** BEGIN SUPPLIED DATA **

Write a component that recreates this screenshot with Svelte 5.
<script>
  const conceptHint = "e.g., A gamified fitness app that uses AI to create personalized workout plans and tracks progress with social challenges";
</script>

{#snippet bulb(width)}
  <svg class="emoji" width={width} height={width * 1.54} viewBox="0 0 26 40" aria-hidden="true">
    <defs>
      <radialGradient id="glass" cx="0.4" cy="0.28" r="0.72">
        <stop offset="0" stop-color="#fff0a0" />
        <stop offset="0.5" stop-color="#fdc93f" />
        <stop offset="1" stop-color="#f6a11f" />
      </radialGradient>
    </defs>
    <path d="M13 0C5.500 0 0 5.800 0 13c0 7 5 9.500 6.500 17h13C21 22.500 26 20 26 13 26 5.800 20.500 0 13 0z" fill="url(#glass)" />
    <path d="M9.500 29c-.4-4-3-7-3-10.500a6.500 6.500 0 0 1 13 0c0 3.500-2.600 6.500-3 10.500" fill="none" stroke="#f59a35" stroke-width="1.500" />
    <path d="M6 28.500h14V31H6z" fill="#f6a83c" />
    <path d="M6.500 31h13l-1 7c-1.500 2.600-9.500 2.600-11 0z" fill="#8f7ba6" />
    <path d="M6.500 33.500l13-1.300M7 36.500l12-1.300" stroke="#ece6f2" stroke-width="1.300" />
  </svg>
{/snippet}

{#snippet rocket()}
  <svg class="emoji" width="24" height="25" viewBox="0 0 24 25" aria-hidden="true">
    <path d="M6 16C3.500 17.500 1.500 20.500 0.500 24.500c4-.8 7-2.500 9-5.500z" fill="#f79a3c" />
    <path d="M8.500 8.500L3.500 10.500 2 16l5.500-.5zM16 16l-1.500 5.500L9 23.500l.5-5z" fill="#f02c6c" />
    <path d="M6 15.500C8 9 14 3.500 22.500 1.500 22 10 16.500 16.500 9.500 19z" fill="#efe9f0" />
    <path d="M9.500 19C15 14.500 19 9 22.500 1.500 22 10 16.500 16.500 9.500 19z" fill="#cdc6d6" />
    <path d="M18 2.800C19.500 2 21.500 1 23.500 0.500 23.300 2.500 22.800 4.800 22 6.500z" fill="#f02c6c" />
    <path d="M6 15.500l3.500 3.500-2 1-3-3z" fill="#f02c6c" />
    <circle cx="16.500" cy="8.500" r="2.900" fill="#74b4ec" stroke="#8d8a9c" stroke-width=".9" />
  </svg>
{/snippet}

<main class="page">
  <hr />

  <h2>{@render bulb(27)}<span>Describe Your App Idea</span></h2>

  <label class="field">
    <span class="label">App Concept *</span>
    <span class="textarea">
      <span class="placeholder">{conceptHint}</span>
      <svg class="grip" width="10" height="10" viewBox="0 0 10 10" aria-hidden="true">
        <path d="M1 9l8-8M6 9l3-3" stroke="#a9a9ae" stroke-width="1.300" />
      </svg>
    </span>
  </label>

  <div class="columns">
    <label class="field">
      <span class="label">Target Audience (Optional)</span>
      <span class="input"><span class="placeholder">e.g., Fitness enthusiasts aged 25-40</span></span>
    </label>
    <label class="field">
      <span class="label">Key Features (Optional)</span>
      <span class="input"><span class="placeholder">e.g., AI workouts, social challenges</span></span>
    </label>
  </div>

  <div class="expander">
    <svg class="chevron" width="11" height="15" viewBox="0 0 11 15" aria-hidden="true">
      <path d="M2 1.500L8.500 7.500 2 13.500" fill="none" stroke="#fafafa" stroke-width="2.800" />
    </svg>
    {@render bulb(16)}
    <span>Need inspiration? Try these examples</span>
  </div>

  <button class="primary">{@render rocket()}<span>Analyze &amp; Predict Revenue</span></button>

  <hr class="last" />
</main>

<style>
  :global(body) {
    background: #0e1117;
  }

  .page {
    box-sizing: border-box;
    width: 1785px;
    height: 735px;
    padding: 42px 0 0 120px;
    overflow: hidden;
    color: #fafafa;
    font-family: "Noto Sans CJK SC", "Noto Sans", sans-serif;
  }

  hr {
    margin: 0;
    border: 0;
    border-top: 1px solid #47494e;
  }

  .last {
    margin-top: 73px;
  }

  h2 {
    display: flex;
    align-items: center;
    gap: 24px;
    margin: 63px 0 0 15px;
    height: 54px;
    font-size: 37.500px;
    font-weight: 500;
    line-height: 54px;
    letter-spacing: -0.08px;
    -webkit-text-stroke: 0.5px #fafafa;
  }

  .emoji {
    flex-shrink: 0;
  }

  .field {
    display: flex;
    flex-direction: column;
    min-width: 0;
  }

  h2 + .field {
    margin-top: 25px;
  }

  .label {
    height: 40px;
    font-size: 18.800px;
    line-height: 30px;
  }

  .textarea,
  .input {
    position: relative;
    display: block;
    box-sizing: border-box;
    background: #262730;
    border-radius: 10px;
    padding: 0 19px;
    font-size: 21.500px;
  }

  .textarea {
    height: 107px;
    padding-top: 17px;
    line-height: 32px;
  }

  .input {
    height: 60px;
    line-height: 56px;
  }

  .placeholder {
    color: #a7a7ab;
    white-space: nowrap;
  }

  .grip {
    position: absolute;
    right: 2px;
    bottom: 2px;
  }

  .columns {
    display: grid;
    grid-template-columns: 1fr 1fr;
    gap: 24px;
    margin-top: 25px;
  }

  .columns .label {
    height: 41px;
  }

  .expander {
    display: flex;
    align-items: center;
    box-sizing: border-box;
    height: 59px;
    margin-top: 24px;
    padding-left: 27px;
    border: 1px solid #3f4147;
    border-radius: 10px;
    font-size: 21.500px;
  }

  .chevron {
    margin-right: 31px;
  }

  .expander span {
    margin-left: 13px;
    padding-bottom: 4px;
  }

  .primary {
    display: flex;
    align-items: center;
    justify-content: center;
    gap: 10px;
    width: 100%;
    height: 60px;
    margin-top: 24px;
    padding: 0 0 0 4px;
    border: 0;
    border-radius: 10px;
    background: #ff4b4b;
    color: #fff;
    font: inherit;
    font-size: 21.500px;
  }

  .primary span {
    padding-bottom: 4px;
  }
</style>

** END SUPPLIED DATA **

▶ [AIM] Extract the complete listing verbatim.

▶ [COMPLETE OUTPUT]
Write a component that recreates this screenshot with Svelte 5.
<script>
  const conceptHint = "e.g., A gamified fitness app that uses AI to create personalized workout plans and tracks progress with social challenges";
</script>

{#snippet bulb(width)}
  <svg class="emoji" width={width} height={width * 1.54} viewBox="0 0 26 40" aria-hidden="true">
    <defs>
      <radialGradient id="glass" cx="0.4" cy="0.28" r="0.72">
        <stop offset="0" stop-color="#fff0a0" />
        <stop offset="0.5" stop-color="#fdc93f" />
        <stop offset="1" stop-color="#f6a11f" />
      </radialGradient>
    </defs>
    <path d="M13 0C5.500 0 0 5.800 0 13c0 7 5 9.500 6.500 17h13C21 22.500 26 20 26 13 26 5.800 20.500 0 13 0z" fill="url(#glass)" />
    <path d="M9.500 29c-.4-4-3-7-3-10.500a6.500 6.500 0 0 1 13 0c0 3.500-2.600 6.500-3 10.500" fill="none" stroke="#f59a35" stroke-width="1.500" />
    <path d="M6 28.500h14V31H6z" fill="#f6a83c" />
    <path d="M6.500 31h13l-1 7c-1.500 2.600-9.500 2.600-11 0z" fill="#8f7ba6" />
    <path d="M6.500 33.500l13-1.300M7 36.500l12-1.300" stroke="#ece6f2" stroke-width="1.300" />
  </svg>
{/snippet}

{#snippet rocket()}
  <svg class="emoji" width="24" height="25" viewBox="0 0 24 25" aria-hidden="true">
    <path d="M6 16C3.500 17.500 1.500 20.500 0.500 24.500c4-.8 7-2.500 9-5.500z" fill="#f79a3c" />
    <path d="M8.500 8.500L3.500 10.500 2 16l5.500-.5zM16 16l-1.500 5.500L9 23.500l.5-5z" fill="#f02c6c" />
    <path d="M6 15.500C8 9 14 3.500 22.500 1.500 22 10 16.500 16.500 9.500 19z" fill="#efe9f0" />
    <path d="M9.500 19C15 14.500 19 9 22.500 1.500 22 10 16.500 16.500 9.500 19z" fill="#cdc6d6" />
    <path d="M18 2.800C19.500 2 21.500 1 23.500 0.500 23.300 2.500 22.800 4.800 22 6.500z" fill="#f02c6c" />
    <path d="M6 15.500l3.500 3.500-2 1-3-3z" fill="#f02c6c" />
    <circle cx="16.500" cy="8.500" r="2.900" fill="#74b4ec" stroke="#8d8a9c" stroke-width=".9" />
  </svg>
{/snippet}

<main class="page">
  <hr />

  <h2>{@render bulb(27)}<span>Describe Your App Idea</span></h2>

  <label class="field">
    <span class="label">App Concept *</span>
    <span class="textarea">
      <span class="placeholder">{conceptHint}</span>
      <svg class="grip" width="10" height="10" viewBox="0 0 10 10" aria-hidden="true">
        <path d="M1 9l8-8M6 9l3-3" stroke="#a9a9ae" stroke-width="1.300" />
      </svg>
    </span>
  </label>

  <div class="columns">
    <label class="field">
      <span class="label">Target Audience (Optional)</span>
      <span class="input"><span class="placeholder">e.g., Fitness enthusiasts aged 25-40</span></span>
    </label>
    <label class="field">
      <span class="label">Key Features (Optional)</span>
      <span class="input"><span class="placeholder">e.g., AI workouts, social challenges</span></span>
    </label>
  </div>

  <div class="expander">
    <svg class="chevron" width="11" height="15" viewBox="0 0 11 15" aria-hidden="true">
      <path d="M2 1.500L8.500 7.500 2 13.500" fill="none" stroke="#fafafa" stroke-width="2.800" />
    </svg>
    {@render bulb(16)}
    <span>Need inspiration? Try these examples</span>
  </div>

  <button class="primary">{@render rocket()}<span>Analyze &amp; Predict Revenue</span></button>

  <hr class="last" />
</main>

<style>
  :global(body) {
    background: #0e1117;
  }

  .page {
    box-sizing: border-box;
    width: 1785px;
    height: 735px;
    padding: 42px 0 0 120px;
    overflow: hidden;
    color: #fafafa;
    font-family: "Noto Sans CJK SC", "Noto Sans", sans-serif;
  }

  hr {
    margin: 0;
    border: 0;
    border-top: 1px solid #47494e;
  }

  .last {
    margin-top: 73px;
  }

  h2 {
    display: flex;
    align-items: center;
    gap: 24px;
    margin: 63px 0 0 15px;
    height: 54px;
    font-size: 37.500px;
    font-weight: 500;
    line-height: 54px;
    letter-spacing: -0.08px;
    -webkit-text-stroke: 0.5px #fafafa;
  }

  .emoji {
    flex-shrink: 0;
  }

  .field {
    display: flex;
    flex-direction: column;
    min-width: 0;
  }

  h2 + .field {
    margin-top: 25px;
  }

  .label {
    height: 40px;
    font-size: 18.800px;
    line-height: 30px;
  }

  .textarea,
  .input {
    position: relative;
    display: block;
    box-sizing: border-box;
    background: #262730;
    border-radius: 10px;
    padding: 0 19px;
    font-size: 21.500px;
  }

  .textarea {
    height: 107px;
    padding-top: 17px;
    line-height: 32px;
  }

  .input {
    height: 60px;
    line-height: 56px;
  }

  .placeholder {
    color: #a7a7ab;
    white-space: nowrap;
  }

  .grip {
    position: absolute;
    right: 2px;
    bottom: 2px;
  }

  .columns {
    display: grid;
    grid-template-columns: 1fr 1fr;
    gap: 24px;
    margin-top: 25px;
  }

  .columns .label {
    height: 41px;
  }

  .expander {
    display: flex;
    align-items: center;
    box-sizing: border-box;
    height: 59px;
    margin-top: 24px;
    padding-left: 27px;
    border: 1px solid #3f4147;
    border-radius: 10px;
    font-size: 21.500px;
  }

  .chevron {
    margin-right: 31px;
  }

  .expander span {
    margin-left: 13px;
    padding-bottom: 4px;
  }

  .primary {
    display: flex;
    align-items: center;
    justify-content: center;
    gap: 10px;
    width: 100%;
    height: 60px;
    margin-top: 24px;
    padding: 0 0 0 4px;
    border: 0;
    border-radius: 10px;
    background: #ff4b4b;
    color: #fff;
    font: inherit;
    font-size: 21.500px;
  }

  .primary span {
    padding-bottom: 4px;
  }
</style>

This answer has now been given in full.